December 21, 1994
Interviewer: Rheba Massey
Despite having survived a ruptured appendix and being too nearsighted to be eligible for combat, Harold Kennedy was inducted into the army, trained at Fort Leonard Wood, and was soon part of a cadre of the quartermaster corps sent in September of 1942 to set up Camp Hale, near Leadville, Colorado. "I had never been in the mountains before. The highest hills I'd ever seen before were the Ozarks where Camp Leonard Wood is located."
After a long train ride, Kennedy got his first view of the mountains coming through the Royal Gorge. "We got out and everybody peered up at the sides of Royal Gorge. . . We went over the continental divide. I had never been up over 10,000 feet before." The camp was being developed at a little railroad siding called Pando. The camp was about one-fourth complete at that time and the quartermasters' job was to fill warehouses with the supplies that would be needed for the new Tenth Mountain Division. "Nothing inspired about it."
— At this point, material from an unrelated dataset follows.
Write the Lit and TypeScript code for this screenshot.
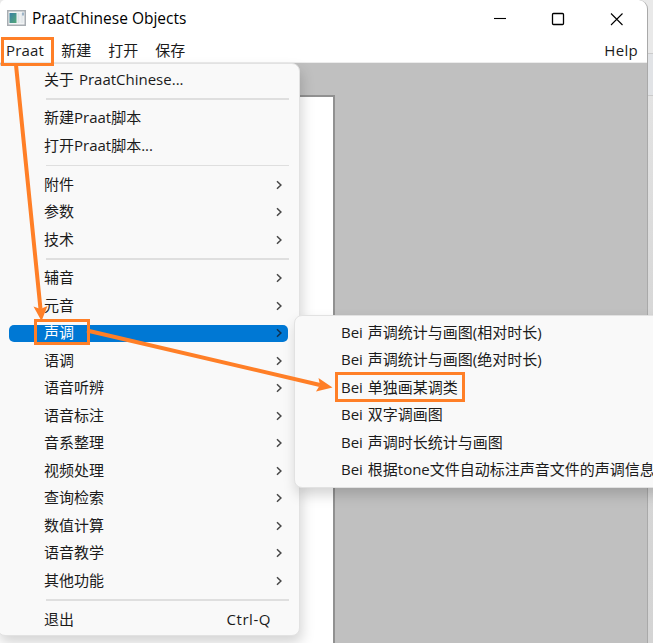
import { LitElement, html, css, nothing } from "lit";
import { customElement, property } from "lit/decorators.js";

interface Entry {
  label: string;
  sub?: boolean;
  active?: boolean;
  shortcut?: string;
}

const GROUPS: Entry[][] = [
  [{ label: "关于 PraatChinese..." }],
  [{ label: "新建Praat脚本" }, { label: "打开Praat脚本..." }],
  ["附件", "参数", "技术"].map((label) => ({ label, sub: true })),
  [
    "辅音", "元音", "声调", "语调", "语音听辨", "语音标注",
    "音系整理", "视频处理", "查询检索", "数值计算", "语音教学", "其他功能",
  ].map((label) => ({ label, sub: true, active: label === "声调" })),
  [{ label: "退出", shortcut: "Ctrl-Q" }],
];

const TONE_GROUPS: Entry[][] = [
  [
    { label: "Bei 声调统计与画图(相对时长)" },
    { label: "Bei 声调统计与画图(绝对时长)" },
    { label: "Bei 单独画某调类" },
    { label: "Bei 双字调画图" },
    { label: "Bei 声调时长统计与画图" },
    { label: "Bei 根据tone文件自动标注声音文件的声调信息" },
  ],
];

@customElement("popup-menu")
class PopupMenu extends LitElement {
  @property({ attribute: false }) groups: Entry[][] = [];

  static styles = css`
    :host {
      display: block;
      box-sizing: border-box;
      background: #f9f9f9;
      border: 1px solid #e2e2e2;
      border-radius: 8px;
      box-shadow: 2px 7px 13px rgba(0, 0, 0, 0.17);
      padding-top: 2px;
      word-spacing: 1px;
    }
    .row {
      position: relative;
      display: flex;
      align-items: center;
      justify-content: space-between;
      height: 27.5px;
      padding: 0 28px 0 46px;
      white-space: nowrap;
      color: #1b1b1b;
    }
    .label,
    .shortcut {
      position: relative;
      line-height: 20px;
      padding-bottom: var(--text-lift, 0);
    }
    .shortcut { letter-spacing: 0.55px; }
    .row.sub { padding-right: 16px; }
    .row.active { color: #fff; }
    .row.active::before {
      content: "";
      position: absolute;
      inset: 5px 11px 5px 11px;
      border-radius: 5px;
      background: #0078d4;
    }
    .chevron {
      position: relative;
      width: 7px;
      height: 10px;
      fill: none;
      stroke: #484848;
      stroke-width: 1.5;
    }
    .active .chevron { stroke: #12304d; }
    .line {
      height: 11.2px;
      display: flex;
      align-items: center;
    }
    .line::before {
      content: "";
      flex: 1;
      height: 1.5px;
      margin: 0 10px 0 48px;
      background: #dfdfdf;
    }
  `;

  render() {
    return this.groups.map(
      (group, i) => html`
        ${i ? html`<div class="line"></div>` : nothing}
        ${group.map(
          (e) => html`<div class="row ${e.sub ? "sub" : ""} ${e.active ? "active" : ""}">
            <span class="label">${e.label}</span>
            ${e.sub
              ? html`<svg class="chevron" viewBox="0 0 7 10"><path d="M1 1.2 4.9 5 1 8.8" /></svg>`
              : nothing}
            ${e.shortcut ? html`<span class="shortcut">${e.shortcut}</span>` : nothing}
          </div>`
        )}
      `
    );
  }
}

@customElement("app-root")
class AppRoot extends LitElement {
  static styles = css`
    :host {
      display: block;
      position: relative;
      width: 653px;
      height: 643px;
      overflow: hidden;
      background: linear-gradient(#e9e9e9 0 53px, #e1e3e6 53px 95px, #e3e3e3 95px, #d8d8d8 300px, #d4d4d4);
      font: 15px/20px "Open Sans", "Noto Sans CJK SC", sans-serif;
      color: #1b1b1b;
    }
    .window {
      box-sizing: border-box;
      display: flex;
      flex-direction: column;
      width: 648px;
      height: 643px;
      background: #fff;
      border-right: 1px solid #a9a9a9;
      border-radius: 5px 9px 0 0;
      overflow: hidden;
    }
    .titlebar {
      display: flex;
      align-items: center;
      height: 38px;
      padding-left: 7px;
      color: #000;
    }
    .app-icon { width: 19px; height: 16px; margin-right: 6px; margin-top: -2px; }
    .title { flex: 1; font-size: 15.5px; padding-bottom: 2px; white-space: nowrap; }
    .controls {
      width: 131px;
      height: 14px;
      margin-right: 23px;
      fill: none;
      stroke: #000;
      stroke-width: 1.1;
    }
    .menubar {
      display: flex;
      align-items: center;
      gap: 17px;
      box-sizing: border-box;
      height: 25px;
      padding: 0 9px 1px 6px;
      border-bottom: 1px solid #ececec;
      white-space: nowrap;
    }
    .latin { letter-spacing: 0.2px; }
    .help { margin-left: auto; letter-spacing: 0.3px; }
    .canvas {
      flex: 1;
      display: flex;
      padding-top: 32px;
      background: #c0c0c0;
    }
    .list {
      box-sizing: border-box;
      width: 335px;
      background: #fff;
      border: solid #919191;
      border-width: 2px 2px 0 0;
    }
    .main-menu {
      --text-lift: 2px;
      position: absolute;
      left: -3px;
      top: 63px;
      width: 303px;
      height: 573px;
    }
    .tone-menu {
      position: absolute;
      left: 294px;
      top: 315px;
      width: 385px;
      height: 173px;
    }
    .marks {
      position: absolute;
      inset: 0;
      width: 653px;
      height: 643px;
      fill: none;
      stroke: #ff7f27;
    }
    .frame { stroke-width: 3; }
    .shaft { stroke-width: 4; }
    .tip { fill: #ff7f27; stroke: none; }
    .edge { stroke: #cbcbcb; stroke-width: 1; }
  `;

  render() {
    return html`
      <div class="window">
        <div class="titlebar">
          <svg class="app-icon" viewBox="0 0 19 16">
            <defs>
              <linearGradient id="pane" x1="0" y1="0" x2="1" y2="1">
                <stop offset="0" stop-color="#397fa5" />
                <stop offset="1" stop-color="#54a878" />
              </linearGradient>
            </defs>
            <rect x=".75" y=".75" width="17.5" height="14.5" fill="#f2f4f5" stroke="#a8adb2" stroke-width="1.5" />
            <rect x="2.5" y="3" width="7" height="10" fill="url(#pane)" />
            <rect x="10.5" y="3" width="2" height="10" fill="#dde3e7" />
            <rect x="13.5" y="3" width="3" height="10" fill="#e5e9ec" />
            <path d="M16 2.5v3" stroke="#527ca0" />
          </svg>
          <span class="title">PraatChinese Objects</span>
          <svg class="controls" viewBox="0 0 131 14">
            <path d="M1 6.5h12" />
            <rect x="59.5" y="1.5" width="11" height="11" rx="1" stroke-width="1.3" />
            <path d="m118 1.5 11.5 11.5m0-11.5L118 13" />
          </svg>
        </div>
        <div class="menubar">
          <span class="latin">Praat</span><span>新建</span><span>打开</span><span>保存</span>
          <span class="help">Help</span>
        </div>
        <div class="canvas"><div class="list"></div></div>
      </div>
      <popup-menu class="main-menu" .groups=${GROUPS}></popup-menu>
      <popup-menu class="tone-menu" .groups=${TONE_GROUPS}></popup-menu>
      <svg class="marks" viewBox="0 0 653 643">
        <path class="edge" d="M648 53.5h5M648 95.5h5" />
        <rect class="frame" x="2.5" y="38.5" width="50" height="26" />
        <rect class="frame" x="35.5" y="320.5" width="53" height="23" />
        <rect class="frame" x="336.5" y="373.5" width="127" height="27" />
        <path class="shaft" d="M16 65 40.5 309M87 330.5 320 385" />
        <path class="tip" d="M41.5 321 33.5 306.5 40.5 309 47.5 306Z" />
        <path class="tip" d="M332.5 387.5 316 391.5 320 385 318.5 378Z" />
      </svg>
    `;
  }
}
Having grown up in Minnesota and being an avid skater, Kennedy wasn't as bothered as some of the men by the cold temperatures but was impressed by the amount of snow - three or four feet on the level - and enjoyed climbing the mountainsides.
The barracks and other buildings were heated by coal burning furnaces. The camp was located in a deep valley and, as a result, the air was heavily polluted. "When the wind came, it was welcome." Kennedy believes the combination of altitude and pollution caused a large number of respiratory illnesses in the men stationed there. As one of the quartermaster corps jobs was to arrange shipment home of the coffins, Kennedy was aware of many deaths. "I don't think anything was ever written about that and I don't think any figures were ever furnished with the number of people who died up there because of the altitude. I think the air pollution played a good part of it."
Kennedy was not at Camp Hale long, for he made a top score on a test which qualified him to enter an Army Specialist Training Program (ASTP). He was to study the German language, history, demography and culture. In April of 1943, he was sent to Fort Collins and, like many others who first saw the town as part of their military training, was captivated by it.
Kennedy had a long career with the National Labor Relations Board and made his home in Cincinnati for 27 years, but his dream, born from his military service, was to return to Colorado and specifically to Fort Collins. He achieved this dream in 1975 when he retired. He and his wife took up skiing and found that Fort Collins had everything they wanted.